My teaching philosophy involves allowing students to learn machine learning in the real world context by using real world data to consider real world examples and solve real world problems in class. I want to equip students with the knowledge, experience and a skillset highly desired by their future employers in dynamic industry settings.

I took a look at the syllabus and it looks interesting covering lots of interesting topics like probe data, image enhancement, etc.  Do you find that teaching helps you in other ways beyond keeping your knowledge fresh?

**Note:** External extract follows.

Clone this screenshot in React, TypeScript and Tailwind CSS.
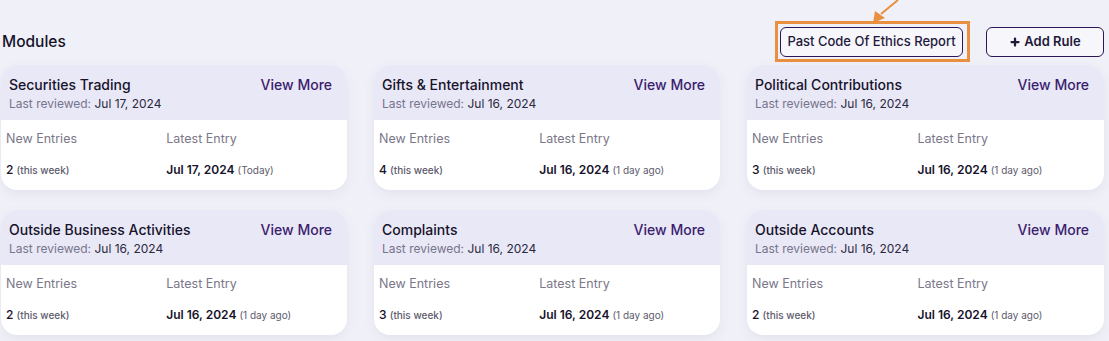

Absolutely. Many of my former students are my colleagues now at HERE across different departments and sites from Chicago to Mumbai. Teaching fosters a good relationship with local universities and several faculty and PhD students have worked on HERE-sponsored research projects in the past as a result.

Illinois Institute of Technology is ranked #5 – only behind Carnegie Mellon University, Stanford University, and University of California–Berkeley - by The San Francisco Business Times in terms of universities who produce the most professionals focused on the driverless car industry. I hope that my course has contributed to this growth! Giving back is also a core value at HERE and I am proud to have taught over 1000 students in the AI domain in the past 8 years.


How can the developer community benefit from your work or get involved in the space? 

There are many ways that we collaborate with the developer community interested in HD maps. For example, we provide HD map samples and we also work with a popular R&D programming platform to integrate HD map interface in their libraries.  There are also industry collaborations such as the OneMap Alliance.

I have also advanced our work through formal collaboration with universities such as Northwestern, Columbia, Notre Dame and Carnegie Mellon. I have organized a few challenges and competitions in the research community to analyze mapping data. 

I am always looking for top talent to join our world-class team.

Thanks Xin, we really appreciate you sharing your insights and the thought leadership you provide in the field.